Adjusted Net Income is our net income adjusted to eliminate the impact of equity awards compensation expense, amortization of acquisition-related intangible assets, acquisition-related costs and deferred price consideration, and the tax impact of these adjustments. Adjusted Net Income is a key measure used by our management and board of directors to evaluate operating performance, generate future operating plans and make strategic decisions regarding the allocation of capital. In particular, we believe that by eliminating equity awards compensation expense, amortization of acquisition-related intangible assets, acquisition-related costs and deferred price consideration, and the tax impact of these adjustments, Adjusted Net Income can provide a useful measure for period-to-period comparisons of our core business.

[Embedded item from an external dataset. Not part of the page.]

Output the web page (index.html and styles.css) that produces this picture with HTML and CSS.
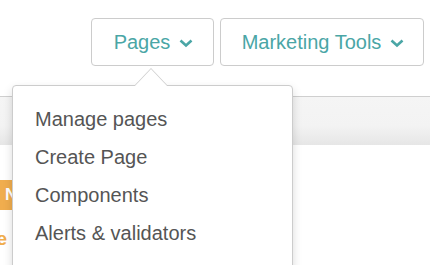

Accordingly, we believe that Adjusted Net Income provides useful information to investors and the market generally in understanding and evaluating our results of operations in the same manner as our management and board of directors.

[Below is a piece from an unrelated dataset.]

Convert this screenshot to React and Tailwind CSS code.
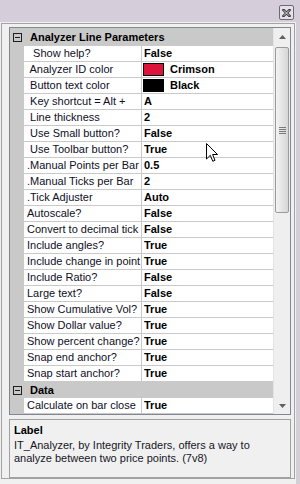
import React from 'react'

const rows = [
  ['  Show help?', 'False'],
  [' Analyzer ID color', 'Crimson', '#dc143c'],
  [' Button text color', 'Black', '#000000'],
  [' Key shortcut = Alt +', 'A'],
  [' Line thickness', '2'],
  [' Use Small button?', 'False'],
  [' Use Toolbar button?', 'True'],
  ['.Manual Points per Bar', '0.5'],
  ['.Manual Ticks per Bar', '2'],
  ['.Tick Adjuster', 'Auto'],
  ['Autoscale?', 'False'],
  ['Convert to decimal tick', 'False'],
  ['Include angles?', 'True'],
  ['Include change in point', 'True'],
  ['Include Ratio?', 'False'],
  ['Large text?', 'False'],
  ['Show Cumulative Vol?', 'True'],
  ['Show Dollar value?', 'True'],
  ['Show percent change?', 'True'],
  ['Snap end anchor?', 'True'],
  ['Snap start anchor?', 'True'],
]

function Category({ title, tall }) {
  return (
    <div className={`flex items-center bg-[#c9c9c9] ${tall ? 'h-[18px]' : 'h-[16px]'}`}>
      <div className="w-[14px] flex justify-center">
        <div className="w-[9px] h-[9px] border border-[#1e1e1e] flex items-center justify-center">
          <div className="w-[5px] h-px bg-[#1e1e1e]" />
        </div>
      </div>
      <span className="pl-[6px] font-bold text-black leading-none">{title}</span>
    </div>
  )
}

function Row({ label, value, swatch }) {
  return (
    <div className="flex h-[16px]">
      <div className="w-[14px] bg-[#c9c9c9]" />
      <div className="w-[117px] bg-white border-b border-[#c9c9c9] overflow-hidden whitespace-pre pl-[3px] leading-[15px] text-[#0e0e26]">
        {label}
      </div>
      <div className="flex-1 bg-white border-b border-l border-[#c9c9c9] flex items-center overflow-hidden whitespace-nowrap leading-[15px] font-bold text-black">
        {swatch ? (
          <>
            <div className="ml-px w-[21px] h-[13px] border border-black" style={{ backgroundColor: swatch }} />
            <span className="pl-[6px]">{value}</span>
          </>
        ) : (
          <span className="pl-[2px]">{value}</span>
        )}
      </div>
    </div>
  )
}

function Scrollbar() {
  return (
    <div className="w-[17px] bg-[#efefef] border-l border-[#e4e4e4] flex flex-col">
      <div className="h-[17px] flex items-center justify-center">
        <svg width="7" height="4" viewBox="0 0 7 4">
          <path d="M3.5 0 L7 4 L0 4 Z" fill="#606060" />
        </svg>
      </div>
      <div className="flex-1 flex flex-col">
        <div className="mt-[2px] mx-px h-[166px] rounded-[2px] border border-[#9a9a9a] bg-gradient-to-r from-[#f3f3f3] to-[#d6d6d6] flex items-center justify-center">
          <div className="flex flex-col gap-px">
            <div className="w-[7px] h-px bg-[#7a7a7a]" />
            <div className="w-[7px] h-px bg-[#7a7a7a]" />
            <div className="w-[7px] h-px bg-[#7a7a7a]" />
            <div className="w-[7px] h-px bg-[#7a7a7a]" />
          </div>
        </div>
      </div>
      <div className="h-[17px] flex items-center justify-center">
        <svg width="7" height="4" viewBox="0 0 7 4">
          <path d="M0 0 L7 0 L3.5 4 Z" fill="#606060" />
        </svg>
      </div>
    </div>
  )
}

export default function App() {
  return (
    <div className="relative w-[300px] h-[484px] overflow-hidden bg-[#d6cdda] text-[11px] font-['Liberation_Sans',Arial,sans-serif] flex flex-col">
      <div className="h-[22px] flex justify-end items-start pt-[5px] pr-[6px]">
        <div className="w-[15px] h-[15px] rounded-[2px] border border-[#6e6a72] bg-[#e6e0ea] flex items-center justify-center">
          <svg width="9" height="8" viewBox="0 0 9 8">
            <path d="M1.5 1 L7.5 7 M7.5 1 L1.5 7" stroke="#3a3a3a" strokeWidth="2.6" strokeLinecap="square" />
            <path d="M1.8 1.3 L7.2 6.7 M7.2 1.3 L1.8 6.7" stroke="#f4f4f4" strokeWidth="0.9" />
          </svg>
        </div>
      </div>

      <div className="w-[296px] flex-1 bg-[#f0f0f0] pt-px pl-px">
        <div className="w-[294px] h-[456px] border border-[#a3a3a3] pt-[3px] px-[7px]">
          <div className="w-[282px] h-[388px] border border-[#82878f] flex bg-[#c9c9c9]">
            <div className="flex-1 flex flex-col">
              <Category title="Analyzer Line Parameters" tall />
              {rows.map(([label, value, swatch]) => (
                <Row key={label} label={label} value={value} swatch={swatch} />
              ))}
              <Category title="Data" />
              <Row label="Calculate on bar close" value="True" />
            </div>
            <Scrollbar />
          </div>

          <div className="mt-[4px] w-[282px] h-[59px] border border-[#a0a0a0] pt-[4px] pl-[4px] pr-[3px] text-[#161626] leading-[13px]">
            <div className="font-bold text-black mb-[2px]">Label</div>
            <p>IT_Analyzer, by Integrity Traders, offers a way to analyze between two price points. (7v8)</p>
          </div>
        </div>
      </div>

      <svg className="absolute left-[206px] top-[143px]" width="13" height="20" viewBox="0 0 13 20">
        <path d="M0.5 0.5 L0.5 16 L4.3 12.3 L6.8 18.3 L9 17.3 L6.6 11.5 L11.5 11.5 Z" fill="#ffffff" stroke="#000000" strokeWidth="1" strokeLinejoin="miter" />
      </svg>
    </div>
  )
}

Free Cash Flow is defined as cash flow from operating activities less acquisition of intangible assets, property, plant and equipment and net of proceeds from disposal. Free Cash Flow is a key measure used by our management and board of directors to evaluate the Company's ability to generate cash. Accordingly, we believe that Free Cash Flow permits a more complete and comprehensive analysis of our available cash flows.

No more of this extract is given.